Jemaah setiap kloter mendapatkan tasreh yang dikelola oleh Panitia Penyelenggara Ibadah Haji (PPIH) setempat. Setiap kloter dijadwalkan agar jamaahnya bisa bermunajat di Raudhah, salah satu tempat mustajabnya doa-doa. Sabtu, 10 Juni 2023, pukul 05.00, kloter JKS 25 mendapatkan giliran itu—khusus untuk jemaah perempuan. Jemaah laki-laki dilakukan siangnya, setelah shalat zuhur.

Usai shalat subuh, jemaah ibu-ibu sudah mengantre di pintu 28. Mereka antusias. Antrean panjang mengular. Tapi mereka tidak peduli. Tidak ada yang lebih istimewa bagi mereka hari itu kecuali berkesempatan berdoa di mihrab Nabi, salah satu tempat terjaminnya permohonan seorang mukmin. Setiap hari, puluhan ribu orang dari seluruh dunia diizinkan masuk Raudhah secara bergiliran. Masing-masing diberi waktu 3-5 menit saja. Semua memanfaatkan waktu yang pendek itu untuk mengutarakan daftar permohonan yang panjang.

Bu Aminah sudah menantikan kesempatan berdoa di Raudhah ini sejak lama. Saat tiba di Madinah 5 hari yang lalu, ia bertanya-tanya, “Kapan bisa ke Raudhah?” Hari ini pertanyaan itu akan menemukan jawabannya. Semalaman ia susah tidur. Ia berangkat ke masjid lebih awal. Mengantre dengan perasaan tak sabar. Di kepalanya, berderet daftar doa. Baik yang pribadi maupun titipan keluarga tercinta. Rencananya, semua akan ia tumpahkan di mihrab Nabi.
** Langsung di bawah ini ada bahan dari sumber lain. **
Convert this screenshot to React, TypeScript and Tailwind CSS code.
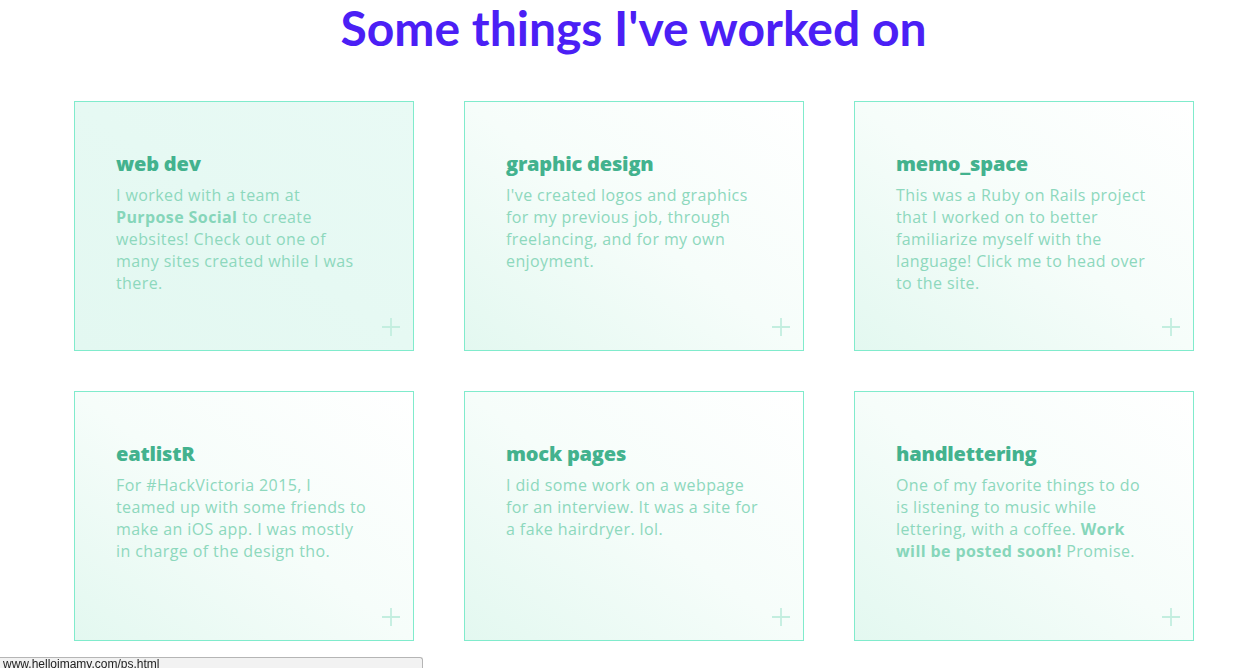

Namun, nahas, saat waktunya tiba Bu Aminah masuk angin. Ia muntah ketika mengantre. Perutnya kosong, barangkali. Kepalanya pusing. Bu Aminah ‘kliyengan’ dan dipaksa duduk di karpet masjid depan pintu 28.

“Ibu tidak usah ikut masuk ke Raudhah, ya? Karena yang sakit tidak boleh masuk. Sebaiknya istirahat. Berdoa di sini sama saja. Insya Allah.” Kata ketua kloter, mempertimbangkan kesehatan Bu Aminah.

Mendengar ‘perintah’ itu, Bu Aminah belum tahu betul apa yang terjadi. Ia belum sempat mencerna semuanya. Rasanya ia hanya terlambat makan. Tadi baik-baik saja. Kenapa sekarang pusing sekali?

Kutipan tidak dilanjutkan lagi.